Price mattered. - When the fee dropped in 2022, adoption surged, since many who had been on the fence decided to get licensed. A $35 fee changed the calculus for “maybe someday” users into “why not today.”
Community effects. - More licenses led to more repeaters, more local activity, and a stronger GMRS identity nationwide. Growth tends to spur more growth.
Growth at a glance
It is important to note that the FCC does not publish an official year-end count of GMRS licensees, and active totals change continuously. To give a somewhat credible picture, we compiled documented snapshots from the FCC Universal License System (ULS) database, combined them with our own and other industry observations, then interpolated the data between known points to track the trend growth. Two solid bookends anchor the trend: the number of active licenses in 2015 and multiple snapshots after the post-fee period showing the number of GMRS active licenses from late 2023 to 2024, with continued gains into 2025.
Year-by-year view (2010–2025)
Important methodology note: Values in the green rows are documented snapshots. The rest are only estimates created by straight-line interpolation between those documented years. These are intended to note and visualize the trend, not to serve as official FCC totals.
How to read the table: The numbers increase considerably after mid-2017 as the service gains clarity and retail momentum, then rise significantly again after April 2022 as the lower fee brings in fence-sitters and entire households. Snapshot differences in the years 2023 and 2024 reflect timing and methodology across third-party pulls from the live ULS database; day-to-day churn and data-cleaning can move the reported “active” number. The key takeaway isn't with an actual, precise number count, it's the general magnitude of growth from five figures to six figures within the span of only one decade.

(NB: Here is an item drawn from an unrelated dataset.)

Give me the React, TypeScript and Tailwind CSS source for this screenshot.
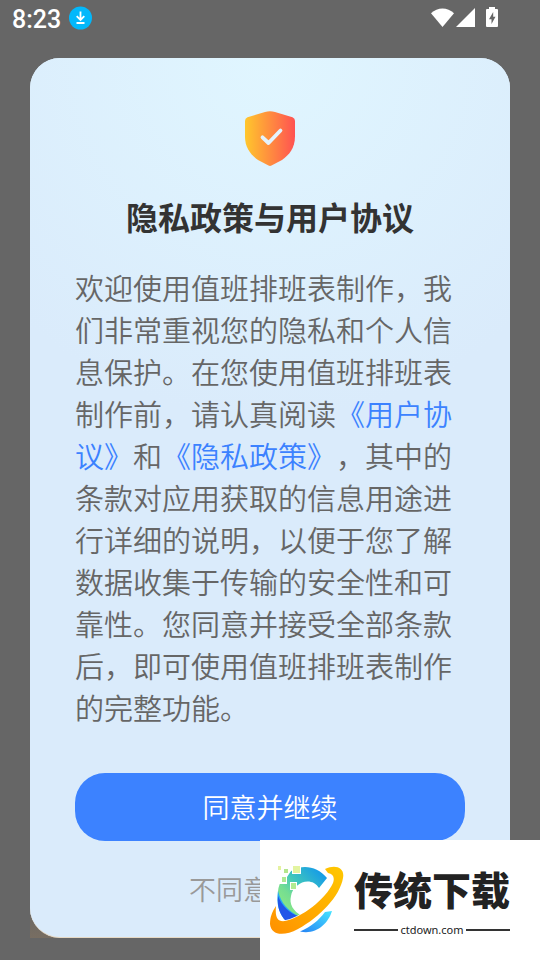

| GMRS Licenses (2010–2025) | ||
|---|---|---|
| Year | Licensed GMRS Users | Notes |
| 2010 | 28,000 (est.) | |
| 2011 | 30,000 (est.) | |
| 2012 | 32,000 (est.) | |
| 2013 | 34,000 (est.) | |
| 2014 | 37,000 (est.) | |
| 2015 | 39,837 | Documented baseline [1] |
| 2016 | 45,000 *(est.)* | |
| 2017 | 52,000 (est.) | FCC adopts Part 95 reform [2] |
| 2018 | 62,000 (est.) | |
| 2019 | 78,000 (est.) | |
| 2020 | 90,000 (est.) | FCC proposes fee reduction |
| 2021 | 100,000 | Documented snapshot [3] |
| 2022 | 175,000 (est.) | Fee cut takes effect April 19 [4] |
| 2023 | 336,000 | Documented snapshot [5] |
| 2024 | 311,000 | ULS snapshot (Sept) [6] |
| 2025 | 325,000 (est.) | Continuing upward trend |
Sources:
[1] 2015 — 39,837 (documented active licenses) (myGMRS.com Forums)
[2] 2017 — Part 95 reform adopted (FCC rule changes) (Buy Two Way Radios)
[3] 2021 — ~100,000 (April snapshot) (myGMRS.com Forums)
[4] 2022 — $35 fee effective Apr 19 (FCC announcement) (Buy Two Way Radios)
[5] 2023 — ~336,000 (Feb analysis of ULS data; third-party) (AmateurRadio.com)
[6] 2024 — ~311,000 (Sept ULS snapshot shared publicly) (Reddit)
The Overall Concensus
It's fairly obvious to those who have been paying attention to the service (even without any actual numbers) that, within less than a decade, GMRS has transformed from a niche service for radio enthusiasts into one of the fastest-growing personal communication services in the United States. And while they are primarily estimates based on available public ULS license data and information gleaned from those attempting to track it, The numbers nonetheless prove that smart regulatory modernization and accessible pricing can drive genuine grassroots growth.
As of 2025, with over an estimated 325,000 active licenses and counting, GMRS is more than just a backup communication tool. it’s a growing and thriving community on the air.